Monday 24 June 2013

"The glaze has failed." What do you say to your customer?

The customer complaint:

Being a natural product that is fired in a kiln, there will always be some tiles in each batch that show some imperfections. Before packaging, tiles are graded and any with visible imperfections are removed and sold as seconds. Nonetheless a few will always slip through the system. In some remarkable instances the glaze may have been improperly fired to the body of the tile but this is extremely rare in modern tiles. The photo above shows massive glaze failure on tiles from the exterior of a 90 year old building. This hardly ever happens today and I think we can all agree that the guarantee, if any, has long since expired. The cause in this case was massive moisture absorption from rain seeping into the substrate which after decades eventually caused the glaze to start popping off.

Much mor common are tiles with tiny strips of missing glaze on the edges. These tiles are perfectly sound, but all the same are imperfect. International standards allow 5% of any first grade consignment to have some visual imperfections, this means that 5 tiles in each group of 100 tiles may have some imperfections. The tiler should always put these tiles aside and use them when a cut tile is needed.

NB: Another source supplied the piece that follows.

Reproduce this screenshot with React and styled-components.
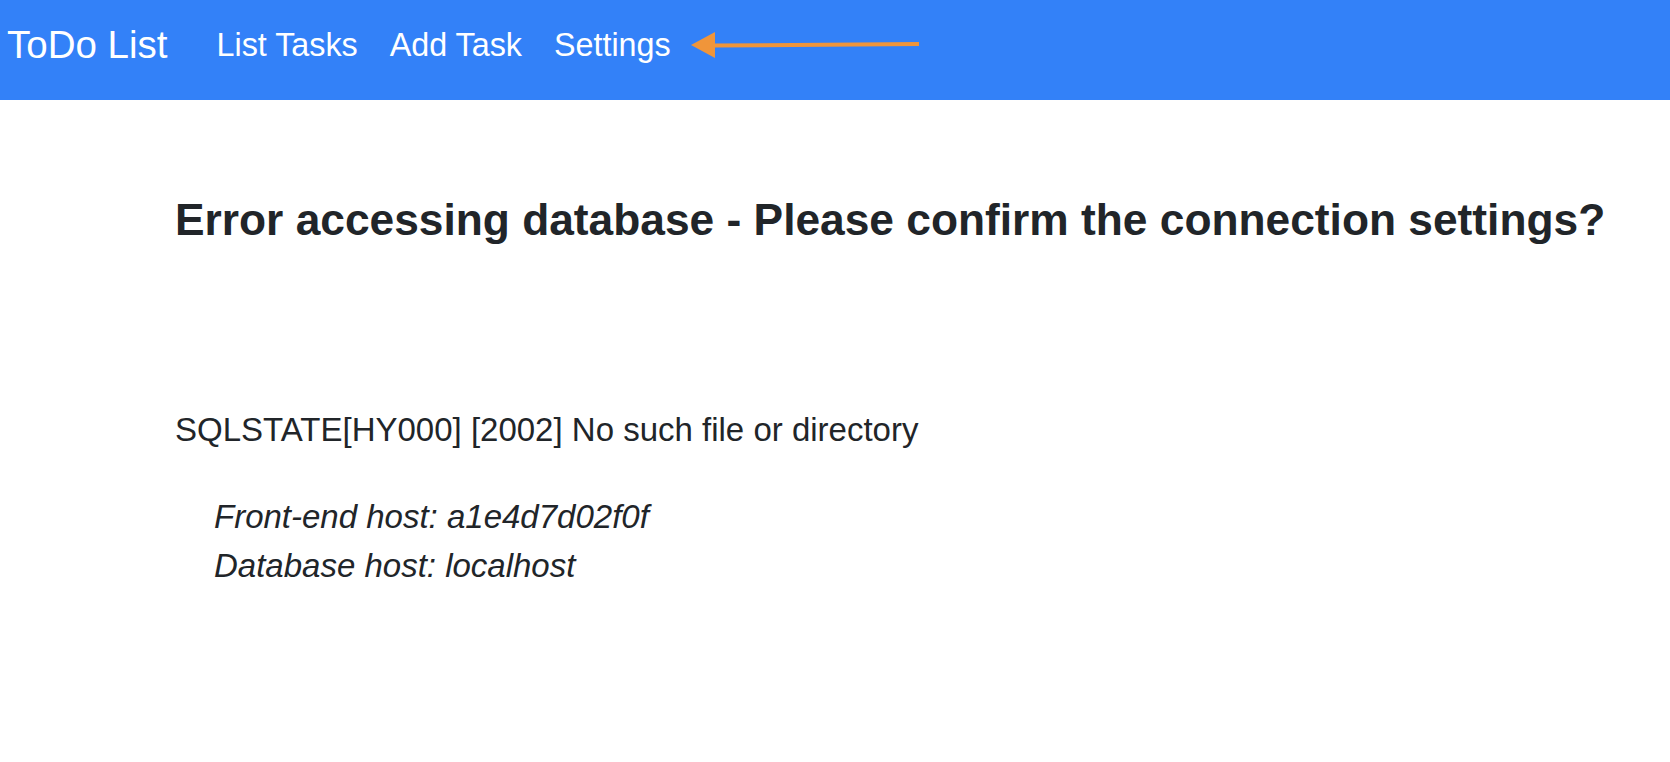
import React from 'react'
import styled, { createGlobalStyle } from 'styled-components'

const GlobalStyle = createGlobalStyle`
  body {
    margin: 0;
    background: #fff;
    color: #212529;
    font-family: "Liberation Sans", Arial, sans-serif;
  }
`

const NavBar = styled.nav`
  height: 100px;
  background: #3381f8;
  display: flex;
  align-items: center;
  padding: 0 0 10px 7px;
  box-sizing: border-box;
`

const Brand = styled.a`
  color: #fff;
  font-size: 38.5px;
  margin-right: 49px;
  text-decoration: none;
`

const NavLinks = styled.div`
  display: flex;
  gap: 32px;
  align-items: center;
`

const NavLink = styled.a`
  color: #fff;
  font-size: 32.3px;
  text-decoration: none;
`

const Arrow = styled.svg`
  margin-left: 20px;
  display: block;
`

const Main = styled.main`
  padding: 0 0 0 175px;
`

const Heading = styled.h1`
  font-size: 44.3px;
  font-weight: 700;
  margin: 93px 0 0;
  line-height: 1.2;
`

const ErrorText = styled.p`
  font-size: 33px;
  margin: 164px 0 0;
  line-height: 1.2;
`

const HostList = styled.div`
  margin: 42px 0 0 39px;
  font-style: italic;
  font-size: 33px;
  line-height: 49px;
`

export default function App() {
  return (
    <>
      <GlobalStyle />
      <NavBar>
        <Brand href="#">ToDo List</Brand>
        <NavLinks>
          <NavLink href="#">List Tasks</NavLink>
          <NavLink href="#">Add Task</NavLink>
          <NavLink href="#">Settings</NavLink>
        </NavLinks>
        <Arrow width="230" height="30" viewBox="0 0 230 30">
          <path d="M22 15.5 L228 14" stroke="#f0953a" strokeWidth="4" fill="none" />
          <path d="M0 15 L24 2 L24 28 Z" fill="#f0953a" />
        </Arrow>
      </NavBar>
      <Main>
        <Heading>Error accessing database - Please confirm the connection settings?</Heading>
        <ErrorText>SQLSTATE[HY000] [2002] No such file or directory</ErrorText>
        <HostList>
          <div>Front-end host: a1e4d7d02f0f</div>
          <div>Database host: localhost</div>
        </HostList>
      </Main>
    </>
  )
}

If a customer complains of a tiling project that has obvious imperfect tiles installed, like glaze missing on the edges, then it is simply because the tiler has not checked the tiles as he laid them. Defect tiles can slip through the factory. Faults like missing glaze on the edge of a tile, firing cracks, craters, bubbles, pinholes or smudged patterns. are all visible things and the installer should put these tiles aside and not use them.

So what do you do?

If the tiles have not been installed they should be returned and you should exchange them matching shades for the customer. The tiler should then install the new ones. Remember that no claims can be made once tiles have been laid.